それほど不都合な存在にかかわらず、青年には猿を追い出すという選択肢もないし、自分から出て行くという選択肢もない。彼が猿と同居することは運命づけられているのだ。だから彼に出来ることと言えば、猿にささやかな嫌がらせをすることぐらいだ。その機会は意外と早くやってくる。ある日猿の体に節足動物の一種が寄生虫として住み着き、それが部屋中を歩き回るようになる。その虫は青年にとって無論いやな存在だが、それは猿にとっても同じだろう。だから、その虫を存在するままに放っておけば、猿たちは非常に迷惑するに違いない。とはいえ、虫たちが部屋の中を自由に動き回ることを許しておくわけにもいかない。それでは自分が猿たち以上にまいってしまうからだ。そこで青年は猿たちの体からこぼれおちて、部屋の中を歩き回っている虫を捕まえて殺すことで妥協する。こうすれば、自分の不愉快はいささかなりとも軽減するのに対して、猿の不愉快さはそのまま残るであろう。

こういうわけで青年の境遇はいよいよ不如意なものに傾いていくが、そのうちに劇的な事態が発生する。青年がつとめていた会社を首になるのだ。そのきっかけは、青年のマスターベーションを盗み見していた女事務員が、そのことを会社の同僚にばらしてしまったことだ。女事務員は青年がトイレの中の女性たちを盗み見しながら、その不潔な行為をしていると言って弾劾する。その弾劾をまともに受け取った会社の同僚たちの吊し上げで、青年は変態者の烙印を押され、会社を首になってしまうのだ。

ここまでの話の流れはいかにも流暢な印象を与える一方、読者をきわめて不気味な気分にさせる。こんな不条理なことが起こるのは日常世界では考えられないことだし、もし自分がそのような境遇に陥ったら、どうしてよいかわからなくなるというものだ。それ故この小説がその不気味さをずっと保持して、更に不気味な事態に発展してゆけば、読者は卒倒するほど驚愕するに違いない。その行き着く先には、読者はオーウェルのディストピアを超えて、カフカばりの不条理の世界を見ることになるだろう。

ところがそうはならない。小説は急停車をするようにして物語の進行を中断し、この物語が現実の世界の出来事を語ったものではなく、青年の妄想の世界を語ったものだったと告げられるのだ。そのことで読者は肩すかしを食らった気持ちになる一方、手品の種明かしをされて夢見心地からさめた人のように、安心した気分にさせられるのだ。

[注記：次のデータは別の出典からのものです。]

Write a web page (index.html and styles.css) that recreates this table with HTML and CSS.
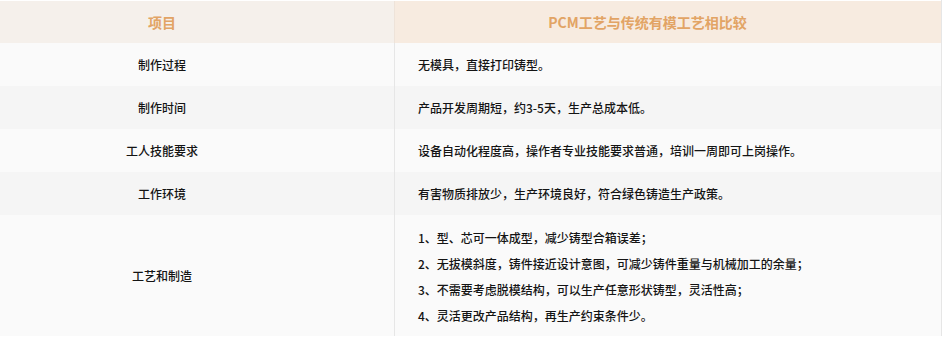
FILE: index.html
```html
<!DOCTYPE html>
<html lang="zh-CN">
<head>
<meta charset="utf-8">
<link rel="stylesheet" href="styles.css">
</head>
<body>
<div class="wrap">
<table class="cmp">
  <thead>
    <tr>
      <th class="c-item">项目</th>
      <th class="c-desc">PCM工艺与传统有模工艺相比较</th>
    </tr>
  </thead>
  <tbody>
    <tr class="odd">
      <td class="c-item">制作过程</td>
      <td class="c-desc">无模具，直接打印铸型。</td>
    </tr>
    <tr class="even">
      <td class="c-item">制作时间</td>
      <td class="c-desc">产品开发周期短，约3-5天，生产总成本低。</td>
    </tr>
    <tr class="odd">
      <td class="c-item">工人技能要求</td>
      <td class="c-desc">设备自动化程度高，操作者专业技能要求普通，培训一周即可上岗操作。</td>
    </tr>
    <tr class="even">
      <td class="c-item">工作环境</td>
      <td class="c-desc">有害物质排放少，生产环境良好，符合绿色铸造生产政策。</td>
    </tr>
    <tr class="odd tall">
      <td class="c-item">工艺和制造</td>
      <td class="c-desc">
        <p>1、型、芯可一体成型，减少铸型合箱误差；</p>
        <p>2、无拔模斜度，铸件接近设计意图，可减少铸件重量与机械加工的余量；</p>
        <p>3、不需要考虑脱模结构，可以生产任意形状铸型，灵活性高；</p>
        <p>4、灵活更改产品结构，再生产约束条件少。</p>
      </td>
    </tr>
  </tbody>
</table>
</div>
</body>
</html>
```

FILE: styles.css
```css
html, body {
  margin: 0;
  padding: 0;
  background: #ffffff;
}

.wrap {
  padding-top: 1px;
  width: 941px;
  border-right: 1px solid #e6e6e6;
}

.cmp {
  width: 941px;
  border-collapse: collapse;
  table-layout: fixed;
  font-family: "Microsoft YaHei", "Noto Sans CJK SC", "Liberation Sans", sans-serif;
  font-size: 12px;
  font-weight: 500;
  color: #141414;
}

.cmp th,
.cmp td {
  padding: 0;
  vertical-align: middle;
}

.cmp th {
  height: 42px;
  font-size: 14px;
  font-weight: 700;
  color: #e2a465;
}

.cmp th.c-item {
  width: 324px;
  padding-right: 70px;
  text-align: center;
  background: #f5f0eb;
}

.cmp th.c-desc {
  padding-right: 41px;
  text-align: center;
  background: #f7ebe0;
  border-left: 1px solid #eee3d9;
}

.cmp td {
  height: 43px;
}

.cmp td.c-item {
  padding-right: 70px;
  text-align: center;
}

.cmp td.c-desc {
  padding-left: 23px;
  text-align: left;
  border-left: 1px solid #e6e6e6;
}

.odd {
  background: #fafafa;
}

.even {
  background: #f5f5f5;
}

.tall td {
  height: 121px;
}

.tall td.c-desc {
  padding-top: 10px;
  padding-bottom: 7px;
  box-sizing: border-box;
}

.tall p {
  margin: 0;
  line-height: 26px;
}
```
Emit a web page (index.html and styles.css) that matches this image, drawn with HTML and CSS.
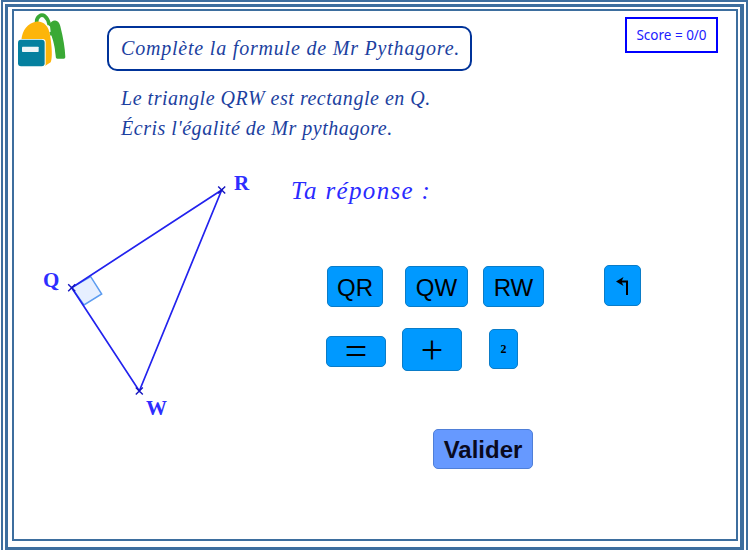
FILE: index.html
```html
<!DOCTYPE html>
<html lang="fr">

<head>
	<meta charset="UTF-8" />
	<title>Pythagore</title>
	<link rel="stylesheet" href="styles.css">
</head>

<body>
	<div class="frameOuter">
		<div class="frameMid">
			<div class="frameInner">

				<header class="top">
					<svg class="backpack" viewBox="54 40 147 165" aria-hidden="true">
						<path d="M110 70 C108 50 124 42 135 50 C142 56 146 64 148 76" fill="none" stroke="#3aa935" stroke-width="11" />
						<path d="M150 80 C160 62 172 64 176 80 C184 112 190 145 191 172 L172 172 C168 140 160 112 152 96" fill="#3aa935" stroke="#3aa935" stroke-width="10" stroke-linejoin="round" />
						<path d="M152 108 C160 130 164 155 164 176" fill="none" stroke="white" stroke-width="5" />
						<path d="M64 124 C66 90 84 70 108 66 C132 64 146 80 150 106 C156 140 158 176 152 188 L130 202 L70 130 Z" fill="#fdb50a" />
						<rect x="52" y="118" width="85" height="85" rx="10" fill="white" />
						<rect x="54" y="120" width="80" height="80" rx="9" fill="#04809f" />
						<rect x="66" y="141" width="50" height="16" rx="2" fill="#eef5f7" />
					</svg>
					<h1 class="task">Complète la formule de Mr Pythagore.</h1>
					<div class="score">Score = 0/0</div>
				</header>

				<p class="intro">Le triangle QRW est rectangle en Q.<br>Écris l'égalité de Mr pythagore.</p>

				<main class="work">
					<svg class="figure" width="265" height="260" viewBox="14 165 265 260">
						<polygon class="rightAngle" points="71.7,287.7 90.7,276.7 101.7,294 84,305" />
						<polygon class="side" points="221.7,190 71.7,287.7 139.3,391" />
						<path class="tick" d="M218.2 186.5l7 7m0-7l-7 7M68.2 284.2l7 7m0-7l-7 7M135.8 387.5l7 7m0-7l-7 7" />
						<text class="pointName" x="43" y="287">Q</text>
						<text class="pointName" x="234" y="190">R</text>
						<text class="pointName" x="146" y="415">W</text>
					</svg>

					<section class="answer">
						<h2 class="answerTitle">Ta réponse :</h2>

						<div class="keys keysNames">
							<button class="key keyQr">QR</button>
							<button class="key keyQw">QW</button>
							<button class="key keyRw">RW</button>
							<button class="key keyBack" aria-label="Effacer">
								<svg width="14" height="18" viewBox="0 0 14 18">
									<path d="M11 18V4.5H3" fill="none" stroke="#000" stroke-width="2" />
									<path d="M7.5 0L0 4.5L7.5 9L5.5 4.5Z" fill="#000" />
								</svg>
							</button>
						</div>

						<div class="keys keysOps">
							<button class="key keyEq">=</button>
							<button class="key keyPlus">+</button>
							<button class="key keySquare">2</button>
						</div>

						<button class="validate">Valider</button>
					</section>
				</main>

			</div>
		</div>
	</div>
</body>

</html>
```

FILE: styles.css
```css
html,
body {
	margin: 0;
	height: 550px;
	overflow: hidden;
	background: white;
}

/* nested border lines round the page */
.frameOuter {
	box-sizing: border-box;
	height: 550px;
	margin: 0 2px 0 1px;
	border: 2px solid #3d6e9e;
	border-bottom: 0;
	padding: 2px 2px 0;
}

.frameMid {
	box-sizing: border-box;
	height: 547px;
	border: solid #3d6e9e;
	border-width: 3px 4px 4px 3px;
	padding: 2px 2px 4px 4px;
}

.frameInner {
	box-sizing: border-box;
	height: 532px;
	border: 2px solid #3d6e9e;
}

.top {
	display: flex;
	align-items: flex-start;
	padding: 2px 18px 0 4px;
}

.backpack {
	width: 49px;
	height: 55px;
	flex: none;
}

.task {
	box-sizing: border-box;
	width: 365px;
	height: 45px;
	margin: 13px 0 0 40px;
	border: 2px solid #003399;
	border-radius: 10px;
	padding-left: 12px;
	font: italic 400 20px/41px "Liberation Serif", serif;
	letter-spacing: 0.8px;
	color: #1c3fa0;
	white-space: nowrap;
}

.score {
	box-sizing: border-box;
	width: 93px;
	height: 36px;
	margin: 4px 0 0 auto;
	border: 2px solid #0000ff;
	font: 13.5px/32px "Noto Sans", sans-serif;
	text-align: center;
	color: #2020ff;
}

.intro {
	margin: 12px 0 0 107px;
	font: italic 20px/30px "Liberation Serif", serif;
	letter-spacing: 0.52px;
	color: #1c3fa0;
}

.work {
	display: flex;
	margin-top: 22px;
}

.figure {
	flex: none;
}

.rightAngle {
	fill: #e6efff;
	stroke: #5c9cf0;
	stroke-width: 1.5;
}

.side {
	fill: none;
	stroke: #2222ee;
	stroke-width: 1.7;
}

.tick {
	fill: none;
	stroke: #1515c0;
	stroke-width: 1.4;
}

.pointName {
	font: bold 21px "Liberation Serif", serif;
	fill: #2e2eff;
}

.answerTitle {
	margin: 10px 0 0 12px;
	font: italic 400 25px/32px "Liberation Serif", serif;
	letter-spacing: 1.35px;
	color: #2a2aff;
}

.keys {
	display: flex;
	align-items: flex-start;
}

.keysNames {
	height: 42px;
	margin: 58px 0 0 48px;
}

.keysOps {
	height: 43px;
	margin: 21px 0 0 47px;
}

.key {
	box-sizing: border-box;
	border: 1px solid #0a7cc8;
	border-radius: 5px;
	padding: 2px 0 0;
	background: #0099ff;
	color: black;
	font: 24px "Liberation Sans", sans-serif;
}

.keyQr {
	width: 56px;
	height: 41px;
	margin-top: 1px;
}

.keyQw {
	width: 63px;
	height: 41px;
	margin: 1px 0 0 22px;
}

.keyRw {
	width: 61px;
	height: 41px;
	margin: 1px 0 0 15px;
}

.keyBack {
	width: 37px;
	height: 41px;
	margin-left: 60px;
	padding-top: 3px;
}

.keyEq {
	width: 60px;
	height: 31px;
	margin-top: 8px;
	padding: 0;
	font: 40px/26px "Liberation Serif", serif;
}

.keyPlus {
	width: 60px;
	height: 43px;
	margin-left: 16px;
	padding: 0;
	font: 40px/36px "Liberation Serif", serif;
}

.keySquare {
	width: 29px;
	height: 40px;
	margin: 1px 0 0 27px;
	padding: 0;
	font: bold 12px/38px "Liberation Serif", serif;
}

.validate {
	display: block;
	box-sizing: border-box;
	width: 100px;
	height: 40px;
	margin: 58px 0 0 154px;
	border: 1px solid #4f7fd8;
	border-radius: 5px;
	padding: 2px 0 0;
	background: #6699ff;
	color: #0a0a1e;
	font: bold 24px "Liberation Sans", sans-serif;
}
```
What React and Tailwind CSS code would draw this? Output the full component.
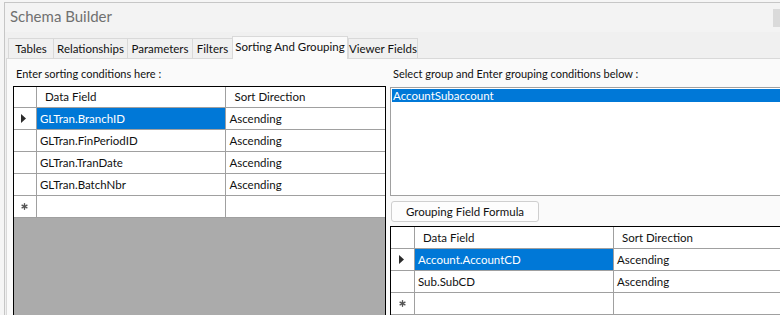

それが小説にとってよかったかどうか。そこは何とも言えない。大江がこのようなタイプの小説を手がけるのは初めてのことだったし、しかも大江がそれまで書いていたのはリアルな世界の出来事ばかりだったから、いきなりシュールな世界に没頭するわけにもいかなかったのだろう。大江はこれ以前には、文章の面でも物語の構成の面でもリアルであることにこだわってきた。そのリアルな点は、この小説でも文体の上で貫徹されている。文章がリアルであるために、書かれている世界の非リアルさが余計に浮かび上がってくるというふうになっている。